> _SHORT EXERCISE_: Quote all of the data exactly as given. Skip every picture it contains.
═════ SUPPLIED DATA ═════
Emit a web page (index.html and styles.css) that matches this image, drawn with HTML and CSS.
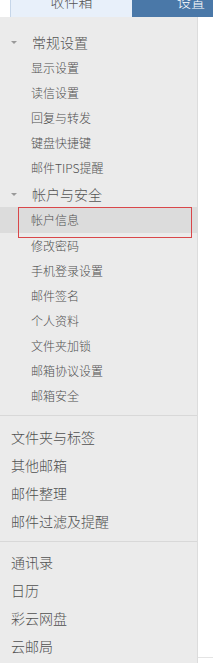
FILE: index.html
```html
<!DOCTYPE html>
<html>
<head>
<meta charset="utf-8">
<title>设置</title>
<link rel="stylesheet" href="styles.css">
</head>
<body>
<div class="tabs">
  <div class="tab tab-inbox">收件箱</div>
  <div class="tab tab-set">设置</div>
</div>
<div class="page">
<div class="side">
  <div class="group">
    <div class="group-head"><span class="arrow"></span>常规设置</div>
    <ul class="sub">
      <li>显示设置</li>
      <li>读信设置</li>
      <li>回复与转发</li>
      <li>键盘快捷键</li>
      <li>邮件TIPS提醒</li>
    </ul>
  </div>
  <div class="group">
    <div class="group-head"><span class="arrow"></span>帐户与安全</div>
    <ul class="sub">
      <li class="on">帐户信息<span class="mark"></span></li>
      <li>修改密码</li>
      <li>手机登录设置</li>
      <li>邮件签名</li>
      <li>个人资料</li>
      <li>文件夹加锁</li>
      <li>邮箱协议设置</li>
      <li>邮箱安全</li>
    </ul>
  </div>
  <ul class="links">
    <li>文件夹与标签</li>
    <li>其他邮箱</li>
    <li>邮件整理</li>
    <li>邮件过滤及提醒</li>
  </ul>
  <ul class="links">
    <li>通讯录</li>
    <li>日历</li>
    <li>彩云网盘</li>
    <li>云邮局</li>
  </ul>
</div>
<div class="main"></div>
</div>
</body>
</html>
```

FILE: styles.css
```css
body{
  margin:0;
  background:#fff;
  font-family:"Noto Sans CJK SC","Microsoft YaHei",sans-serif;
  font-weight:300;
  color:#505050;
}
ul{list-style:none;margin:0;padding:0;}

.tabs{display:flex;height:17px;overflow:hidden;padding-left:10px;}
.tab{height:31px;margin-top:-14px;line-height:30px;font-size:14px;text-align:center;flex:none;}
.tab-inbox{width:121px;background:#e8f0fa;border-left:1px solid #c6d6e9;color:#555;}
.tab-set{width:118px;background:#4a78a8;color:#fff;}

.page{display:flex;}
.side{width:197px;min-height:646px;background:#ebebeb;border-right:1px solid #dcdcdc;padding-top:12px;}
.main{flex:1;border-bottom:1px solid #e4e4e4;height:640px;}

.group{margin-bottom:1px;}
.group-head{height:26px;line-height:26px;font-size:14px;padding-left:32px;position:relative;color:#555;}
.arrow{position:absolute;left:11px;top:12px;width:0;height:0;border-left:3px solid transparent;border-right:3px solid transparent;border-top:3px solid #999;}

.sub li{height:25px;line-height:25px;font-size:12px;padding-left:31px;position:relative;}
.sub li.on{background:#dcdcdc;height:26px;line-height:26px;}
.mark{position:absolute;left:18px;top:0;width:172px;height:29px;border:1px solid #d9474a;}

.group:nth-child(2) .sub{padding-bottom:7px;border-bottom:1px solid #d8d8d8;}
.links{padding:6px 0 6px;}
.links:first-of-type{border-bottom:1px solid #d8d8d8;}
.links li{height:28px;line-height:28px;font-size:14px;padding-left:11px;}
```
═════
> _FULL ANSWER_:
Emit a web page (index.html and styles.css) that matches this image, drawn with HTML and CSS.
FILE: index.html
```html
<!DOCTYPE html>
<html>
<head>
<meta charset="utf-8">
<title>设置</title>
<link rel="stylesheet" href="styles.css">
</head>
<body>
<div class="tabs">
  <div class="tab tab-inbox">收件箱</div>
  <div class="tab tab-set">设置</div>
</div>
<div class="page">
<div class="side">
  <div class="group">
    <div class="group-head"><span class="arrow"></span>常规设置</div>
    <ul class="sub">
      <li>显示设置</li>
      <li>读信设置</li>
      <li>回复与转发</li>
      <li>键盘快捷键</li>
      <li>邮件TIPS提醒</li>
    </ul>
  </div>
  <div class="group">
    <div class="group-head"><span class="arrow"></span>帐户与安全</div>
    <ul class="sub">
      <li class="on">帐户信息<span class="mark"></span></li>
      <li>修改密码</li>
      <li>手机登录设置</li>
      <li>邮件签名</li>
      <li>个人资料</li>
      <li>文件夹加锁</li>
      <li>邮箱协议设置</li>
      <li>邮箱安全</li>
    </ul>
  </div>
  <ul class="links">
    <li>文件夹与标签</li>
    <li>其他邮箱</li>
    <li>邮件整理</li>
    <li>邮件过滤及提醒</li>
  </ul>
  <ul class="links">
    <li>通讯录</li>
    <li>日历</li>
    <li>彩云网盘</li>
    <li>云邮局</li>
  </ul>
</div>
<div class="main"></div>
</div>
</body>
</html>
```

FILE: styles.css
```css
body{
  margin:0;
  background:#fff;
  font-family:"Noto Sans CJK SC","Microsoft YaHei",sans-serif;
  font-weight:300;
  color:#505050;
}
ul{list-style:none;margin:0;padding:0;}

.tabs{display:flex;height:17px;overflow:hidden;padding-left:10px;}
.tab{height:31px;margin-top:-14px;line-height:30px;font-size:14px;text-align:center;flex:none;}
.tab-inbox{width:121px;background:#e8f0fa;border-left:1px solid #c6d6e9;color:#555;}
.tab-set{width:118px;background:#4a78a8;color:#fff;}

.page{display:flex;}
.side{width:197px;min-height:646px;background:#ebebeb;border-right:1px solid #dcdcdc;padding-top:12px;}
.main{flex:1;border-bottom:1px solid #e4e4e4;height:640px;}

.group{margin-bottom:1px;}
.group-head{height:26px;line-height:26px;font-size:14px;padding-left:32px;position:relative;color:#555;}
.arrow{position:absolute;left:11px;top:12px;width:0;height:0;border-left:3px solid transparent;border-right:3px solid transparent;border-top:3px solid #999;}

.sub li{height:25px;line-height:25px;font-size:12px;padding-left:31px;position:relative;}
.sub li.on{background:#dcdcdc;height:26px;line-height:26px;}
.mark{position:absolute;left:18px;top:0;width:172px;height:29px;border:1px solid #d9474a;}

.group:nth-child(2) .sub{padding-bottom:7px;border-bottom:1px solid #d8d8d8;}
.links{padding:6px 0 6px;}
.links:first-of-type{border-bottom:1px solid #d8d8d8;}
.links li{height:28px;line-height:28px;font-size:14px;padding-left:11px;}
```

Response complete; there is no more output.